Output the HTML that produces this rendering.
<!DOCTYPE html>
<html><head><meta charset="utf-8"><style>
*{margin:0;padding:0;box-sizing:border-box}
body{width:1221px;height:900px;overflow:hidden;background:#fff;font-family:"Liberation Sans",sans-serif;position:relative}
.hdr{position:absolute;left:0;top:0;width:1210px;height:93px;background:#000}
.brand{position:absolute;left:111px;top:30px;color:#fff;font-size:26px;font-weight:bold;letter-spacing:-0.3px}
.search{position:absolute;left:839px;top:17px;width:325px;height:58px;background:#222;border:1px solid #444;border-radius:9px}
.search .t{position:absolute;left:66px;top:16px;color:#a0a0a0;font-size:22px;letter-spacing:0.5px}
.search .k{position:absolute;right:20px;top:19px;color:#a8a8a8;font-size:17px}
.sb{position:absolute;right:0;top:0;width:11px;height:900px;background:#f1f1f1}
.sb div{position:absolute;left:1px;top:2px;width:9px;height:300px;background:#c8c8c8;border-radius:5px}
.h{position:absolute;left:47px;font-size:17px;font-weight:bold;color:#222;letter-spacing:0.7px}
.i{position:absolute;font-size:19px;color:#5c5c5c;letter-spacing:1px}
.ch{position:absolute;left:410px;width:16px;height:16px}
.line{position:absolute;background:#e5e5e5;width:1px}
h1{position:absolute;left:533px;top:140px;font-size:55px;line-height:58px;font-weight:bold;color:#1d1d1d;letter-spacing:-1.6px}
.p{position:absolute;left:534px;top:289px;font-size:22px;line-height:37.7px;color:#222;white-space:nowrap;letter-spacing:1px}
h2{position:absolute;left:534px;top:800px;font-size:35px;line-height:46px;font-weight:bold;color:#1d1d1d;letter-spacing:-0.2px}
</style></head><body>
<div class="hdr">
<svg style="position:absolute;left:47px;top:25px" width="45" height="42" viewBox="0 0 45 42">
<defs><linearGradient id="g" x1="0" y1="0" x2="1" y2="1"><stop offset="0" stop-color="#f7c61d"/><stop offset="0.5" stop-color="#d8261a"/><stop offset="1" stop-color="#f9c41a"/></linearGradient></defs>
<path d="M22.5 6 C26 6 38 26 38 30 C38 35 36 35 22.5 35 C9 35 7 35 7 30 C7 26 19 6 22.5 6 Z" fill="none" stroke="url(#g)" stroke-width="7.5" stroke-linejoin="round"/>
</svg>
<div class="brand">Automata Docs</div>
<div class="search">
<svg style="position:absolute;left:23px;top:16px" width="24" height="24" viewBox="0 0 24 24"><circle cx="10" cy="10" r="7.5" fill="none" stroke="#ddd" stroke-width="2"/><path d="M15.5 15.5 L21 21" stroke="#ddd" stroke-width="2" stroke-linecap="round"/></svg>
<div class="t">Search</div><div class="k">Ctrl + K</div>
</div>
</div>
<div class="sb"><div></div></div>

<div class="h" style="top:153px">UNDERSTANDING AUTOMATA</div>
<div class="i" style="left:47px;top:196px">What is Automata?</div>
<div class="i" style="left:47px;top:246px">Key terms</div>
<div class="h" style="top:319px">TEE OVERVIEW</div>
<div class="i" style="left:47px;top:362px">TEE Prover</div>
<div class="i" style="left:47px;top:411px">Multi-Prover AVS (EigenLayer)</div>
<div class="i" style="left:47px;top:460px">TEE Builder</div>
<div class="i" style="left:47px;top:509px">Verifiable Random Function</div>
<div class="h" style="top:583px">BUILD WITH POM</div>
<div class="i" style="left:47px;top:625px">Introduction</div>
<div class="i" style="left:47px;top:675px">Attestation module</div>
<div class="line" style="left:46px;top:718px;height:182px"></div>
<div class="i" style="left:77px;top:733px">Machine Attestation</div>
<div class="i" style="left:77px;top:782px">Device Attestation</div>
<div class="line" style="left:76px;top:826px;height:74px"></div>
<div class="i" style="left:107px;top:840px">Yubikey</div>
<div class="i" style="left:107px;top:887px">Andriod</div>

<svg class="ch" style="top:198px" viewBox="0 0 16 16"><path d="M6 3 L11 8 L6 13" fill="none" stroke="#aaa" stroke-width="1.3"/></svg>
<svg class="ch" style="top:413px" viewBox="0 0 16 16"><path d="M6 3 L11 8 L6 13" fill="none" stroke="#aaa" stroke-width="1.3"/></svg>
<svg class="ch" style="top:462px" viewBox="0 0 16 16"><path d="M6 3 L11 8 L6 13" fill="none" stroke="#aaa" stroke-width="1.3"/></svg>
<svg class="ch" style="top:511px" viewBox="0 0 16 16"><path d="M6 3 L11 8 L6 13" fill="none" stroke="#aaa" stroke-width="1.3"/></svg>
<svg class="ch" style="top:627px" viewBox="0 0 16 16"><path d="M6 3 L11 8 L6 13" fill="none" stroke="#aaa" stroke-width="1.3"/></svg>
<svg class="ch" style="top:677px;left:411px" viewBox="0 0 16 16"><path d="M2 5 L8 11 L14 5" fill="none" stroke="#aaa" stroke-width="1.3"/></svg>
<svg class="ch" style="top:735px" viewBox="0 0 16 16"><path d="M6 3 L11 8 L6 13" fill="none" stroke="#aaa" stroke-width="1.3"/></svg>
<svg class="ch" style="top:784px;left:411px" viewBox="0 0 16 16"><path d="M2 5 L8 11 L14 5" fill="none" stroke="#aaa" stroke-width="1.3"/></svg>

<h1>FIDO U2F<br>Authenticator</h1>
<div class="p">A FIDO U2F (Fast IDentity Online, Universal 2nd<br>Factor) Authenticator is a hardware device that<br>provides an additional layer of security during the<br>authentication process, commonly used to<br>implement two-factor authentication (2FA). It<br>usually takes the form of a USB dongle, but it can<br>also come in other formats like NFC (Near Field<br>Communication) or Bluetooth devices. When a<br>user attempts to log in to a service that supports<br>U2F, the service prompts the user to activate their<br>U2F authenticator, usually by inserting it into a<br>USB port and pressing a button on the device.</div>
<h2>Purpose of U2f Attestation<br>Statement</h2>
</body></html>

************

• **WORK REQUIRED**
Repeat the material above in full, exactly as it stands.

• **EXPECTED ANSWER**
Output the HTML that produces this rendering.
<!DOCTYPE html>
<html><head><meta charset="utf-8"><style>
*{margin:0;padding:0;box-sizing:border-box}
body{width:1221px;height:900px;overflow:hidden;background:#fff;font-family:"Liberation Sans",sans-serif;position:relative}
.hdr{position:absolute;left:0;top:0;width:1210px;height:93px;background:#000}
.brand{position:absolute;left:111px;top:30px;color:#fff;font-size:26px;font-weight:bold;letter-spacing:-0.3px}
.search{position:absolute;left:839px;top:17px;width:325px;height:58px;background:#222;border:1px solid #444;border-radius:9px}
.search .t{position:absolute;left:66px;top:16px;color:#a0a0a0;font-size:22px;letter-spacing:0.5px}
.search .k{position:absolute;right:20px;top:19px;color:#a8a8a8;font-size:17px}
.sb{position:absolute;right:0;top:0;width:11px;height:900px;background:#f1f1f1}
.sb div{position:absolute;left:1px;top:2px;width:9px;height:300px;background:#c8c8c8;border-radius:5px}
.h{position:absolute;left:47px;font-size:17px;font-weight:bold;color:#222;letter-spacing:0.7px}
.i{position:absolute;font-size:19px;color:#5c5c5c;letter-spacing:1px}
.ch{position:absolute;left:410px;width:16px;height:16px}
.line{position:absolute;background:#e5e5e5;width:1px}
h1{position:absolute;left:533px;top:140px;font-size:55px;line-height:58px;font-weight:bold;color:#1d1d1d;letter-spacing:-1.6px}
.p{position:absolute;left:534px;top:289px;font-size:22px;line-height:37.7px;color:#222;white-space:nowrap;letter-spacing:1px}
h2{position:absolute;left:534px;top:800px;font-size:35px;line-height:46px;font-weight:bold;color:#1d1d1d;letter-spacing:-0.2px}
</style></head><body>
<div class="hdr">
<svg style="position:absolute;left:47px;top:25px" width="45" height="42" viewBox="0 0 45 42">
<defs><linearGradient id="g" x1="0" y1="0" x2="1" y2="1"><stop offset="0" stop-color="#f7c61d"/><stop offset="0.5" stop-color="#d8261a"/><stop offset="1" stop-color="#f9c41a"/></linearGradient></defs>
<path d="M22.5 6 C26 6 38 26 38 30 C38 35 36 35 22.5 35 C9 35 7 35 7 30 C7 26 19 6 22.5 6 Z" fill="none" stroke="url(#g)" stroke-width="7.5" stroke-linejoin="round"/>
</svg>
<div class="brand">Automata Docs</div>
<div class="search">
<svg style="position:absolute;left:23px;top:16px" width="24" height="24" viewBox="0 0 24 24"><circle cx="10" cy="10" r="7.5" fill="none" stroke="#ddd" stroke-width="2"/><path d="M15.5 15.5 L21 21" stroke="#ddd" stroke-width="2" stroke-linecap="round"/></svg>
<div class="t">Search</div><div class="k">Ctrl + K</div>
</div>
</div>
<div class="sb"><div></div></div>

<div class="h" style="top:153px">UNDERSTANDING AUTOMATA</div>
<div class="i" style="left:47px;top:196px">What is Automata?</div>
<div class="i" style="left:47px;top:246px">Key terms</div>
<div class="h" style="top:319px">TEE OVERVIEW</div>
<div class="i" style="left:47px;top:362px">TEE Prover</div>
<div class="i" style="left:47px;top:411px">Multi-Prover AVS (EigenLayer)</div>
<div class="i" style="left:47px;top:460px">TEE Builder</div>
<div class="i" style="left:47px;top:509px">Verifiable Random Function</div>
<div class="h" style="top:583px">BUILD WITH POM</div>
<div class="i" style="left:47px;top:625px">Introduction</div>
<div class="i" style="left:47px;top:675px">Attestation module</div>
<div class="line" style="left:46px;top:718px;height:182px"></div>
<div class="i" style="left:77px;top:733px">Machine Attestation</div>
<div class="i" style="left:77px;top:782px">Device Attestation</div>
<div class="line" style="left:76px;top:826px;height:74px"></div>
<div class="i" style="left:107px;top:840px">Yubikey</div>
<div class="i" style="left:107px;top:887px">Andriod</div>

<svg class="ch" style="top:198px" viewBox="0 0 16 16"><path d="M6 3 L11 8 L6 13" fill="none" stroke="#aaa" stroke-width="1.3"/></svg>
<svg class="ch" style="top:413px" viewBox="0 0 16 16"><path d="M6 3 L11 8 L6 13" fill="none" stroke="#aaa" stroke-width="1.3"/></svg>
<svg class="ch" style="top:462px" viewBox="0 0 16 16"><path d="M6 3 L11 8 L6 13" fill="none" stroke="#aaa" stroke-width="1.3"/></svg>
<svg class="ch" style="top:511px" viewBox="0 0 16 16"><path d="M6 3 L11 8 L6 13" fill="none" stroke="#aaa" stroke-width="1.3"/></svg>
<svg class="ch" style="top:627px" viewBox="0 0 16 16"><path d="M6 3 L11 8 L6 13" fill="none" stroke="#aaa" stroke-width="1.3"/></svg>
<svg class="ch" style="top:677px;left:411px" viewBox="0 0 16 16"><path d="M2 5 L8 11 L14 5" fill="none" stroke="#aaa" stroke-width="1.3"/></svg>
<svg class="ch" style="top:735px" viewBox="0 0 16 16"><path d="M6 3 L11 8 L6 13" fill="none" stroke="#aaa" stroke-width="1.3"/></svg>
<svg class="ch" style="top:784px;left:411px" viewBox="0 0 16 16"><path d="M2 5 L8 11 L14 5" fill="none" stroke="#aaa" stroke-width="1.3"/></svg>

<h1>FIDO U2F<br>Authenticator</h1>
<div class="p">A FIDO U2F (Fast IDentity Online, Universal 2nd<br>Factor) Authenticator is a hardware device that<br>provides an additional layer of security during the<br>authentication process, commonly used to<br>implement two-factor authentication (2FA). It<br>usually takes the form of a USB dongle, but it can<br>also come in other formats like NFC (Near Field<br>Communication) or Bluetooth devices. When a<br>user attempts to log in to a service that supports<br>U2F, the service prompts the user to activate their<br>U2F authenticator, usually by inserting it into a<br>USB port and pressing a button on the device.</div>
<h2>Purpose of U2f Attestation<br>Statement</h2>
</body></html>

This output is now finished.